Six Stages: neurological degradation - Braak staging:

Braak staging refers to measure Parkinson's pathology based on cell death as Lewy bodies propagate from the vagus nerve through to the central nervous system.
Phases:
  1. First affected are the structures of the lower brainstem and the olfactory system. Alpha-synuclein aggregates, are more prevalent than Lewy bodies in this stage.
  2. The disease then moves up the brainstem, traveling from the medullary structures to the locus ceruleus in the pontine tegmentum.
  3. The disease enters the substantia nigra and Lewy body lesions begin to form.
  4. Characterized by severe dopaminergic cell destruction in the pars compacta.
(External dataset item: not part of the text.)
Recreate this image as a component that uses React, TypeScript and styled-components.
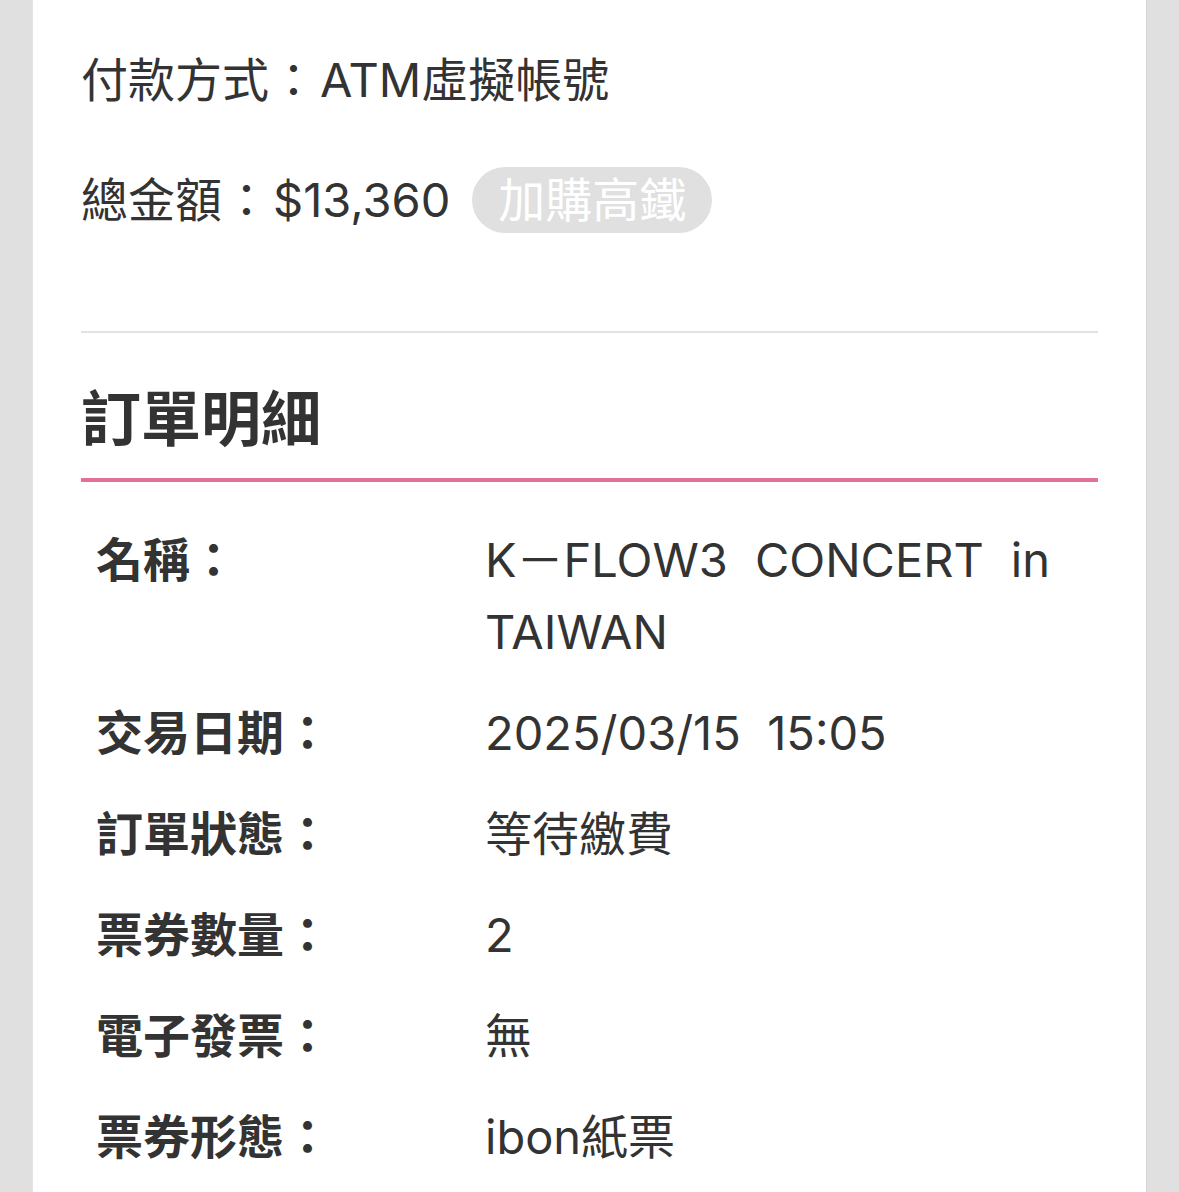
import React from "react";
import styled, { createGlobalStyle } from "styled-components";

const Global = createGlobalStyle`
  html, body {
    margin: 0;
    padding: 0;
    background: #e0e0e0;
  }
  body {
    font-family: Inter, "Noto Sans CJK TC", "Noto Sans", sans-serif;
    color: #333333;
    -webkit-font-smoothing: antialiased;
  }
`;

const Page = styled.div`
  display: flex;
  justify-content: center;
  padding: 0 33px;
  min-height: 1192px;
  box-sizing: border-box;
`;

const Card = styled.main`
  flex: 1;
  background: #ffffff;
  padding: 44px 48px 0;
  box-shadow: 1px 0 0 #d6d6da, -1px 0 0 #e4e4e6;
  display: flex;
  flex-direction: column;
`;

const InfoLine = styled.div<{ $mt?: number }>`
  display: flex;
  align-items: center;
  height: 72px;
  margin-top: ${(p) => p.$mt ?? 0}px;
  font-size: 47px;
  line-height: 72px;
  white-space: nowrap;
`;

const Sep = styled.span`
  display: inline-block;
  margin: 0 3px 0 1px;
`;

const Pill = styled.span`
  display: inline-flex;
  align-items: center;
  height: 66px;
  padding: 0 26px;
  margin-left: 22px;
  border-radius: 33px;
  background: #e0e0e0;
  color: #ffffff;
  font-size: 47px;
`;

const Divider = styled.hr`
  border: 0;
  height: 2px;
  background: #e2e2e2;
  margin: 95px 0 0;
`;

const Heading = styled.h2`
  margin: 50px 0 0;
  font-size: 60px;
  font-weight: 700;
  line-height: 72px;
  height: 72px;
`;

const AccentBar = styled.div`
  height: 4px;
  background: #e2709a;
  margin-top: 23px;
`;

const Table = styled.dl`
  margin: 42px 0 0;
  display: flex;
  flex-direction: column;
  gap: 29px;
`;

const Row = styled.div`
  display: grid;
  grid-template-columns: 389px 565px;
  padding-left: 15px;
  font-size: 47px;
  line-height: 72px;
`;

const Label = styled.dt`
  margin: 0;
  font-weight: 700;
`;

const Value = styled.dd`
  margin: 0;
  text-align: justify;
  white-space: pre-wrap;
`;

const rows: [string, string][] = [
  ["名稱：", "K－FLOW3 CONCERT in TAIWAN"],
  ["交易日期：", "2025/03/15  15:05"],
  ["訂單狀態：", "等待繳費"],
  ["票券數量：", "2"],
  ["電子發票：", "無"],
  ["票券形態：", "ibon紙票"],
];

export default function App() {
  return (
    <>
      <Global />
      <Page>
        <Card>
          <InfoLine>
            付款方式<Sep>：</Sep>ATM虛擬帳號
          </InfoLine>
          <InfoLine $mt={48}>
            總金額<Sep>：</Sep>$13,360
            <Pill>加購高鐵</Pill>
          </InfoLine>
          <Divider />
          <Heading>訂單明細</Heading>
          <AccentBar />
          <Table>
            {rows.map(([k, v]) => (
              <Row key={k}>
                <Label>{k}</Label>
                <Value>{v}</Value>
              </Row>
            ))}
          </Table>
        </Card>
      </Page>
    </>
  );
}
The neocortex remains unaffected.
  5. The disease has started to invade the neocortex and spreads into the structures of the temporal, parietal, and frontal lobes.
  6. The disease has fully invaded the neocortex, affecting the motor and sensory areas in the brain.

Parkinsons stages

Causes:

Causes of Parkinson's can include genetics, environmental toxins including mercury and mold toxins as welll as inflammation and head trauma.

Treatment:

There are drug treatments and even some surgical treatments which address symptoms, but currently there is nothing offered by the medical community to stop the progression of Parkinson's or to cure the damage done.

One can remove neurotoxic sources by eating organic meals to avoid neurotoxic pesticides and herbicides, eliminating mold toxins (or moving to a mold free environment), replace mercury amalgam fillings, etc. There are detoxification supplements and protocols as well as chelation therapies for the various toxins, to cleanse the body and mind. There are improvements one can make to their diet, duration of food consumption, probiotics and exercise and physical therapy which can help to resist the decline as much as possible. Some have been successful reversing their ailments substantially by restoring damaged but not dead motor neurons. This outcome is more likely with those who have been newly diagnosed and have some motor neurons that can be saved. Growing new replacement neurons is a tougher path and is that taken by stem cell researchers in the hope for a future treatment.

There are drugs under development as well as stem cell therapies under development but it seems that advancements have been elusive.